Песни Срединного За-Полярья - страница 15
Упоминаемые заполярским исследователем «инкубы» и «суккубы» в своей основе представляют энергетические ловушки, являемые сиюминутностью. Впервые упоминания о подобных феноменах встречаются в начале Средневековья, когда их деструктивная сущность была выявлена не с помощью отсутствующего в те времена тонкого инструментария, а с помощью специальных ментальных практик, называемых молитвами. Даже в наше время приборы Тонкой Алхимии[30] не всегда могут уловить энергию ловушек сиюминутности. В Поздневековье таких устройств ещё не существовало, а упомянутые возможности сознания в большинстве своём были утеряны, так что эти феномены рассматривались только с точки зрения мифологии.
Очевидно, что знания о «суккубах» и «инкубах» были получены Инойком Загором от Северных Учителей и, прежде всего, от Лады Оночки. Сам учёный об этом писал следующим образом: «Лада называла это приручением демонических сил. По её словам, определённые ментальные усилия, направленные на привлечение энергетических сущностей низшего порядка, были необходимы любому последователю Ангойяны для очистки мира-что-внутри (Адогай Ке Ингай) для движения в сторону Тела Вселенной. Хрустальным венцом жителям Срединного За-Полярья виделся мир в постоянном настоящем. Для заполярцев он представлялся синонимом глупости. Человек в «хрустальном венце» – это индивид, сознательно ограничивающий своё ведение Вселенной доступными и очевидными ему вещами как в силу недалёкого ума, так и в силу боязни утраты понимания окружающего мира».[31]
XIX
Мифический персонаж Цербер вряд ли был знаком жителям Северных пределов, и здесь очевиден семантический импорт одного из персонажей Древневекового Царства мёртвых со стороны Загора для разъяснения опасности и неординарности замысла, связанного с поиском древнего государства Над-Ветрия. Отметим, что существование Цербера как реального зооморфного разумного творения Ангойяны описывается представителем островной басурманской школы, Гарриком Гончаром, который назвал его Pushok, вероятно, за склонность к хаотической телепортации (Ролсова 2357).
Однако, далее возникает следующий вопрос: если речь идёт о транспространственном сёрфинге, почему учёный говорит о нём, как о пределе Иного?
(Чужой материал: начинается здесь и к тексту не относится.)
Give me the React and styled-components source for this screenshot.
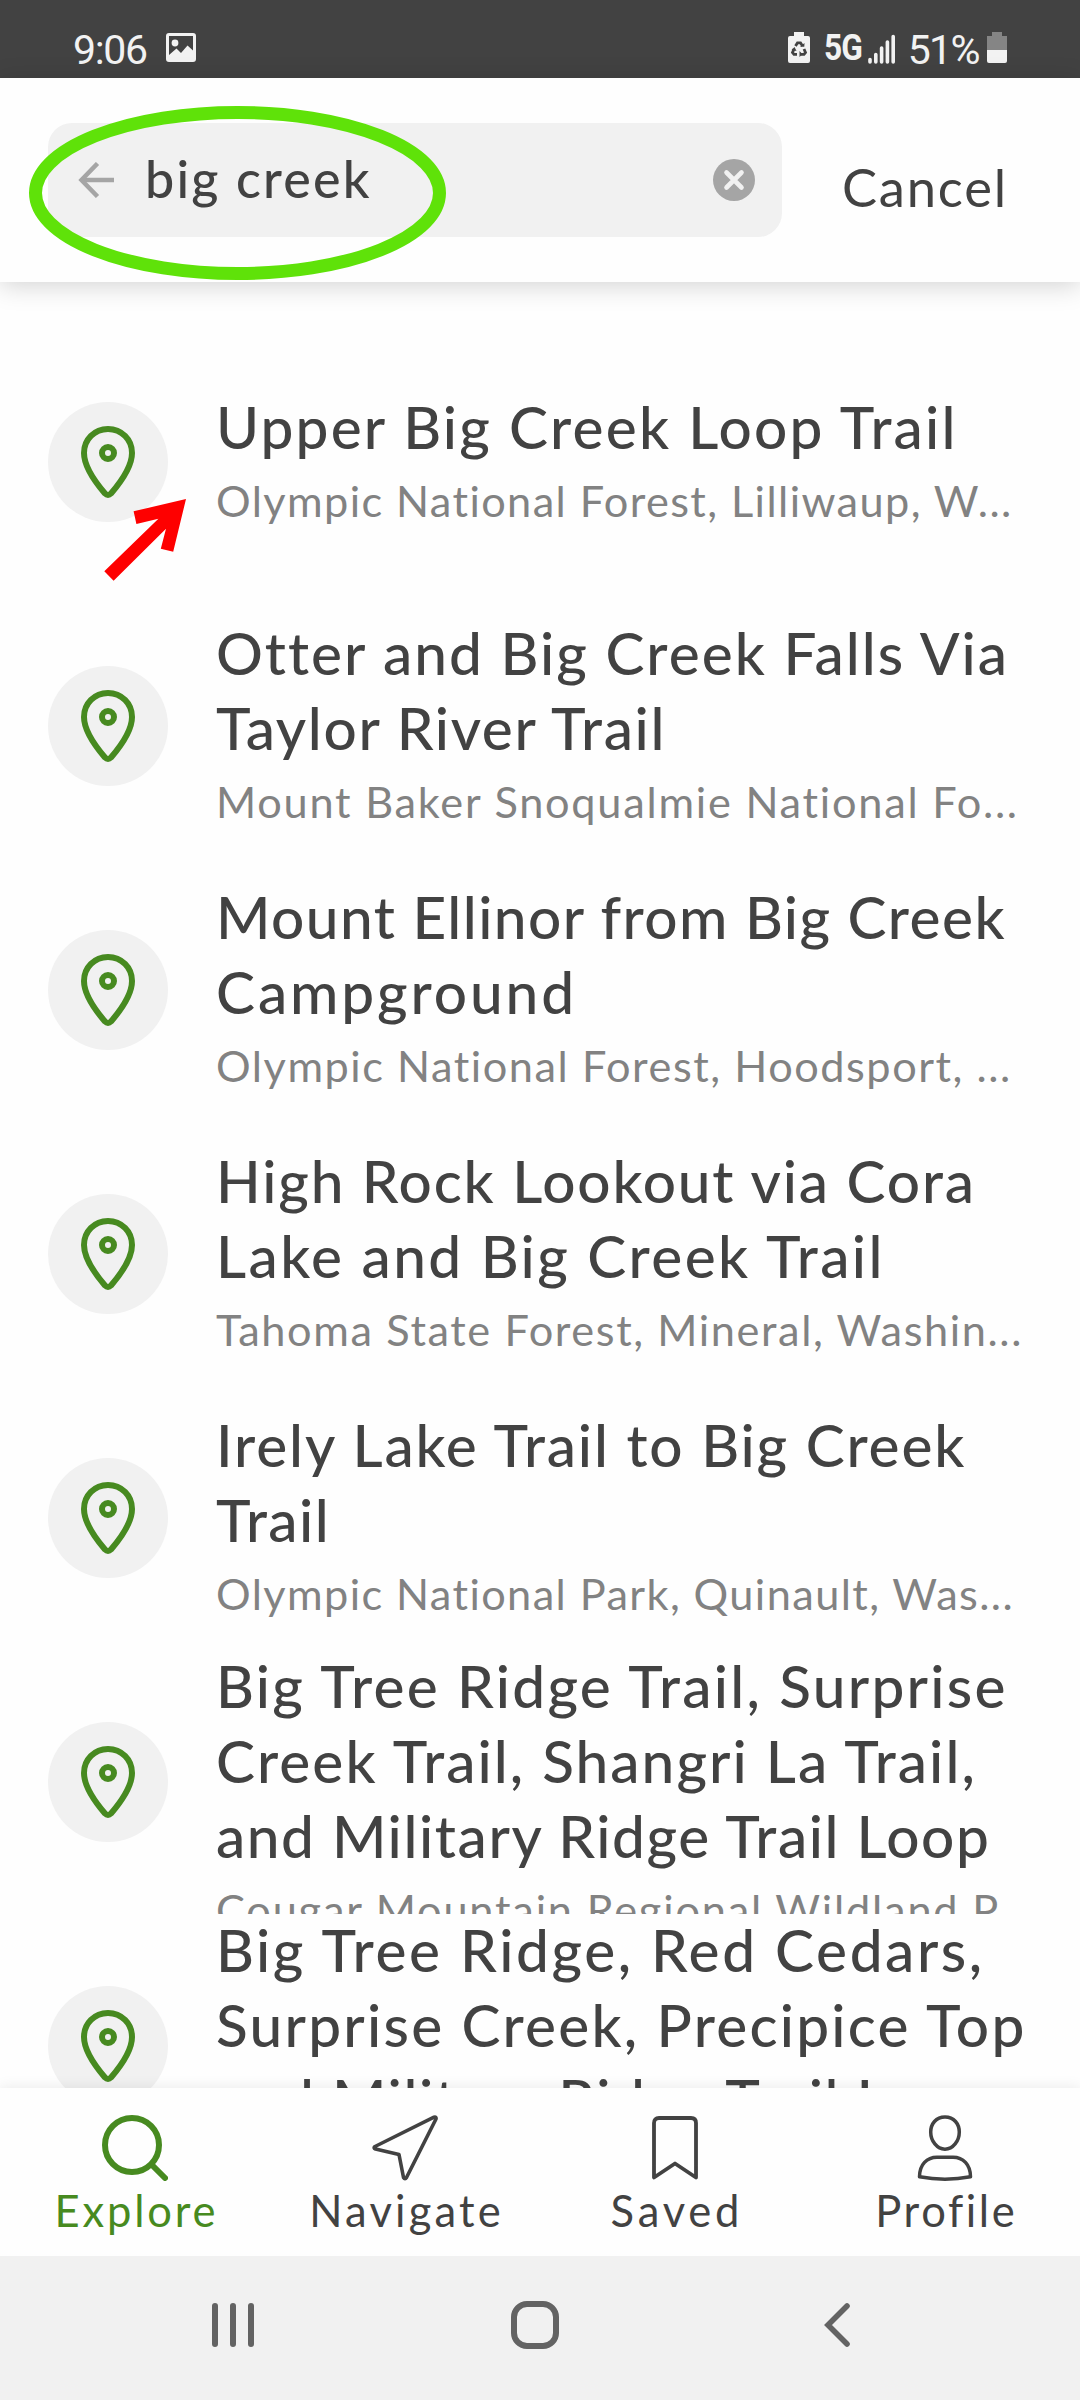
import React from "react";
import styled, { createGlobalStyle } from "styled-components";

const GlobalStyle = createGlobalStyle`
  * {
    box-sizing: border-box;
  }

  body {
    margin: 0;
    background-color: #fefefe;
    font-family: Lato, "Open Sans", sans-serif;
    color: #424242;
  }
`;

const Screen = styled.div`
  position: relative;
  width: 1080px;
  height: 2400px;
  display: flex;
  flex-direction: column;
  overflow: hidden;
`;

const StatusBar = styled.div`
  height: 78px;
  flex-shrink: 0;
  padding: 0 73px;
  background-color: #424242;
  color: #f2f2f2;
  display: flex;
  justify-content: space-between;
`;

const StatusGroup = styled.div`
  display: flex;
  align-items: flex-start;
  padding-top: 32px;
`;

const StatusText = styled.span`
  font-family: Roboto, sans-serif;
  font-size: 41px;
  line-height: 36px;
  letter-spacing: ${(props) => props.$spacing};
  margin-left: ${(props) => props.$left || "0"};
`;

const NetworkText = styled.span`
  width: 39px;
  margin-left: 14px;
  font-family: Roboto, sans-serif;
  font-size: 36px;
  font-weight: 700;
  line-height: 32px;
  letter-spacing: -1px;
  transform: scaleX(0.88);
  transform-origin: left;
`;

const StatusIcon = styled.svg`
  flex-shrink: 0;
  margin-left: ${(props) => props.$left || "0"};
`;

const Header = styled.div`
  position: relative;
  z-index: 2;
  height: 204px;
  flex-shrink: 0;
  padding: 45px 48px 0;
  background-color: #fefefe;
  box-shadow: 0 4px 24px rgba(0, 0, 0, 0.17);
  display: flex;
  align-items: flex-start;
`;

const SearchBox = styled.div`
  width: 734px;
  height: 114px;
  padding: 0 27px 0 30px;
  border-radius: 24px;
  background-color: #f1f1f1;
  display: flex;
  align-items: center;
`;

const Query = styled.div`
  flex: 1;
  margin-left: 30px;
  font-size: 52px;
  font-weight: 500;
  line-height: 60px;
  letter-spacing: 2.2px;
  padding-bottom: 5px;
  white-space: nowrap;
`;

const Cancel = styled.div`
  margin: 34px 0 0 60px;
  font-size: 52.5px;
  line-height: 60px;
  letter-spacing: 1.8px;
`;

const List = styled.div`
  flex: 1;
  min-height: 0;
  padding-top: 48px;
  overflow: hidden;
`;

const Row = styled.div`
  height: 264px;
  padding-left: 48px;
  display: flex;
  align-items: center;
`;

const PinCircle = styled.div`
  width: 120px;
  height: 120px;
  flex-shrink: 0;
  margin-right: 48px;
  border-radius: 50%;
  background-color: #f1f1f1;
  display: flex;
  align-items: center;
  justify-content: center;
`;

const RowText = styled.div`
  flex: 1;
  max-height: 264px;
  overflow: hidden;
`;

const Title = styled.div`
  margin-top: -2.5px;
  font-size: 58.5px;
  font-weight: 500;
  line-height: 75px;
`;

const Line = styled.div`
  white-space: nowrap;
  letter-spacing: ${(props) => props.$spacing}px;
`;

const Place = styled.div`
  height: 69.5px;
  font-size: 43.3px;
  line-height: 73.4px;
  color: #828282;
  white-space: nowrap;
  letter-spacing: ${(props) => props.$spacing}px;
`;

const TabBar = styled.div`
  position: relative;
  z-index: 2;
  height: 168px;
  flex-shrink: 0;
  background-color: #fefefe;
  box-shadow: 0 0 14px rgba(0, 0, 0, 0.09);
  display: grid;
  grid-template-columns: repeat(4, 1fr);
`;

const Tab = styled.div`
  padding-top: 27px;
  color: ${(props) => (props.$active ? "#478a20" : "#424242")};
  display: flex;
  flex-direction: column;
  align-items: center;
`;

const TabLabel = styled.div`
  margin-top: 2px;
  font-size: 43.5px;
  line-height: 54px;
  letter-spacing: ${(props) => props.$spacing}px;
  margin-right: -${(props) => props.$spacing}px;
`;

const SystemBar = styled.div`
  position: relative;
  z-index: 3;
  height: 144px;
  flex-shrink: 0;
  padding: 45px 0 0 209px;
  background-color: #f1f1f1;
  display: flex;
  gap: 254px;
`;

// Hand-drawn marks that float over the page
const Marks = styled.svg`
  position: absolute;
  top: 0;
  left: 0;
  z-index: 3;
  pointer-events: none;
`;

const results = [
  {
    lines: [["Upper Big Creek Loop Trail", 2.2]],
    place: ["Olympic National Forest, Lilliwaup, W...", 1.4],
  },
  {
    lines: [
      ["Otter and Big Creek Falls Via", 2],
      ["Taylor River Trail", 1.65],
    ],
    place: ["Mount Baker Snoqualmie National Fo...", 1.75],
  },
  {
    lines: [
      ["Mount Ellinor from Big Creek", 1.42],
      ["Campground", 2.9],
    ],
    place: ["Olympic National Forest, Hoodsport, ...", 1.53],
  },
  {
    lines: [
      ["High Rock Lookout via Cora", 1.84],
      ["Lake and Big Creek Trail", 2.4],
    ],
    place: ["Tahoma State Forest, Mineral, Washin...", 1.6],
  },
  {
    lines: [
      ["Irely Lake Trail to Big Creek", 1.88],
      ["Trail", 1.5],
    ],
    place: ["Olympic National Park, Quinault, Was...", 1.4],
  },
  {
    lines: [
      ["Big Tree Ridge Trail, Surprise", 2.27],
      ["Creek Trail, Shangri La Trail,", 2.07],
      ["and Military Ridge Trail Loop", 1.58],
    ],
    place: ["Cougar Mountain Regional Wildland P...", 1.8],
  },
  {
    lines: [
      ["Big Tree Ridge, Red Cedars,", 2.6],
      ["Surprise Creek, Precipice Top", 2.25],
      ["and Military Ridge Trail Loop", 1.58],
    ],
    place: ["", 1.5],
  },
];

const PinIcon = () => (
  <svg width="54" height="72" viewBox="0 0 54 72" fill="none" stroke="#478a20" strokeWidth="6">
    <path
      d="M27 3C13.500 3 3 13.500 3 27C3 40 15 57 24 67.500C26 69.500 28 69.500 30 67.500C39 57 51 40 51 27C51 13.500 40.500 3 27 3Z"
      strokeLinejoin="round"
    />
    <circle cx="27" cy="27" r="6" />
  </svg>
);

const ExploreIcon = () => (
  <svg width="66" height="66" viewBox="0 0 66 66" fill="none" stroke="currentColor" strokeWidth="6">
    <circle cx="30" cy="30" r="27" />
    <path d="M50 50L63 63" strokeLinecap="round" />
  </svg>
);

const NavigateIcon = () => (
  <svg width="66" height="66" viewBox="0 0 66 66" fill="none" stroke="currentColor" strokeWidth="3.600">
    <path
      d="M62 2.200L3 31.500Q1 33 3.500 34L27 39.500L31.500 62.500Q33 65 34.500 62.500L64 4Q64.500 1.500 62 2.200Z"
      strokeLinejoin="round"
    />
  </svg>
);

const SavedIcon = () => (
  <svg width="66" height="66" viewBox="0 0 66 66" fill="none" stroke="currentColor" strokeWidth="3.800">
    <path d="M12 62.500V8Q12 3 17 3H49Q54 3 54 8V62.500L33 48.500Z" strokeLinejoin="round" />
  </svg>
);

const ProfileIcon = () => (
  <svg width="66" height="66" viewBox="0 0 66 66" fill="none" stroke="currentColor" strokeWidth="3.500">
    <path d="M33 2C24 2 18.700 9 18.700 17C18.700 26 25 34.200 33 34.200C41 34.200 47.300 26 47.300 17C47.300 9 42 2 33 2Z" />
    <path
      d="M25 42.200H41C51 42.200 58.500 49.500 58.500 61.800Q46 64.200 33 64.200Q20 64.200 7.500 61.800C7.500 49.500 15 42.200 25 42.200Z"
      strokeLinejoin="round"
    />
  </svg>
);

const tabs = [
  { label: "Explore", icon: <ExploreIcon />, spacing: 2.8, active: true },
  { label: "Navigate", icon: <NavigateIcon />, spacing: 3.2 },
  { label: "Saved", icon: <SavedIcon />, spacing: 3.8 },
  { label: "Profile", icon: <ProfileIcon />, spacing: 2.6 },
];

const App = () => {
  return (
    <Screen>
      <GlobalStyle />
      <StatusBar>
        <StatusGroup>
          <StatusText $spacing="-1.3px">9:06</StatusText>
          <StatusIcon $left="19px" width="30" height="32" viewBox="0 0 30 32">
            <path
              fill="#f2f2f2"
              fillRule="evenodd"
              d="M3 1H27Q30 1 30 4V27Q30 30 27 30H3Q0 30 0 27V4Q0 1 3 1ZM3 4V23L10.500 16.500L15 21L21.500 13.500L27 18.500V4Z"
            />
            <circle cx="9" cy="11" r="3.400" fill="#f2f2f2" />
          </StatusIcon>
        </StatusGroup>
        <StatusGroup>
          <StatusIcon width="22" height="31" viewBox="0 0 22 31">
            <path
              fill="#f2f2f2"
              d="M6 0H16V4H20Q22 4 22 6V29Q22 31 20 31H2Q0 31 0 29V6Q0 4 2 4H6Z"
            />
            <path
              d="M7.500 14L9.500 10.800H12.500L14.500 14M16 17L17.500 20.500L16 22.300H12.700M9 22.300H6L4.500 20.500L6 17"
              fill="none"
              stroke="#424242"
              strokeWidth="2.800"
            />
            <path d="M11.500 19L14.500 22.300L11.500 25ZM3.500 18L6.500 15L8.500 19ZM12 14.800H16.300L16.500 11Z" fill="#424242" />
          </StatusIcon>
          <NetworkText>5G</NetworkText>
          <StatusIcon $left="5px" width="28" height="34" viewBox="0 0 28 34">
            <path
              d="M2 27.500V30M7.800 22.500V30M13.600 16V30M19.400 10V30M25.200 4.500V30"
              stroke="#f2f2f2"
              strokeWidth="3.600"
              strokeLinecap="round"
            />
          </StatusIcon>
          <StatusText $spacing="-1.6px" $left="12px">
            51%
          </StatusText>
          <StatusIcon $left="8px" width="20" height="31" viewBox="0 0 20 31">
            <path fill="#858585" d="M5 0H15V4H20V18H0V4H5Z" />
            <path fill="#f2f2f2" d="M0 18H20V29Q20 31 18 31H2Q0 31 0 29Z" />
          </StatusIcon>
        </StatusGroup>
      </StatusBar>

      <Header>
        <SearchBox>
          <svg width="37" height="36" viewBox="0 0 37 36" fill="none" stroke="#a5a5a5" strokeWidth="4.500">
            <path d="M36 18H4" />
            <path d="M19.500 1.500L3.500 18L19.500 34.500" />
          </svg>
          <Query>big creek</Query>
          <svg width="42" height="42" viewBox="0 0 42 42">
            <circle cx="21" cy="21" r="21" fill="#a5a5a5" />
            <path d="M13.500 13.500L28.500 28.500M28.500 13.500L13.500 28.500" stroke="#f1f1f1" strokeWidth="4.600" strokeLinecap="round" />
          </svg>
        </SearchBox>
        <Cancel>Cancel</Cancel>
      </Header>

      <List>
        {results.map((result, i) => (
          <Row key={i}>
            <PinCircle>
              <PinIcon />
            </PinCircle>
            <RowText>
              <Title>
                {result.lines.map(([text, spacing]) => (
                  <Line key={text} $spacing={spacing}>
                    {text}
                  </Line>
                ))}
              </Title>
              <Place $spacing={result.place[1]}>{result.place[0]}</Place>
            </RowText>
          </Row>
        ))}
      </List>

      <TabBar>
        {tabs.map((tab) => (
          <Tab key={tab.label} $active={tab.active}>
            {tab.icon}
            <TabLabel $spacing={tab.spacing}>{tab.label}</TabLabel>
          </Tab>
        ))}
      </TabBar>

      <SystemBar>
        <svg width="48" height="48" viewBox="0 0 48 48" stroke="#636363" strokeWidth="6" strokeLinecap="round">
          <path d="M6 5V43M24 5V43M42 5V43" />
        </svg>
        <svg width="48" height="48" viewBox="0 0 48 48" fill="none" stroke="#636363" strokeWidth="6">
          <rect x="3" y="3" width="42" height="42" rx="13" />
        </svg>
        <svg width="40" height="48" viewBox="-10 0 40 48" fill="none" stroke="#636363" strokeWidth="5.600" strokeLinecap="round">
          <path d="M24 5L5 24L24 43" />
        </svg>
      </SystemBar>

      <Marks width="1080" height="600" viewBox="0 0 1080 600">
        <ellipse cx="237.500" cy="193" rx="202" ry="80.500" fill="none" stroke="#5fe209" strokeWidth="13" />
        <path
          d="M186 499L133.600 511.300L136.400 524L158.400 518.700L104.300 571.300L113.600 580.700L166 528.700L160.800 548.700L173.200 551.700Z"
          fill="#fe0000"
        />
      </Marks>
    </Screen>
  );
};

export default App;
Любой кропотливый исследователь отметит, что перемещение в различных полях Вселенной, даже столь необычное в Поздневековье, не предполагает существование иного мира. Весь Универсум – это целое, равное единице, и только косность и неразвитость людней предполагает надежду на иные пространства вне этого мира. Ответ приходит в следующих строках Инойка. «Стылые будни» представляют собой жизнь души в человеческом теле, когда отсутствие ограничений существует только в одном – в познании. А само инобытие, о котором пишет автор, являет собой дальнейшую жизнь человека, наделённого возможностями межпространственного проникновения. Здесь и кроется объяснение учёного, который не отделял возможность телепортации как навыка, доступного человеческому разуму, переросшему бренное тело, и движения по Пути Ангойяны, дарующею такую способность своим последователям.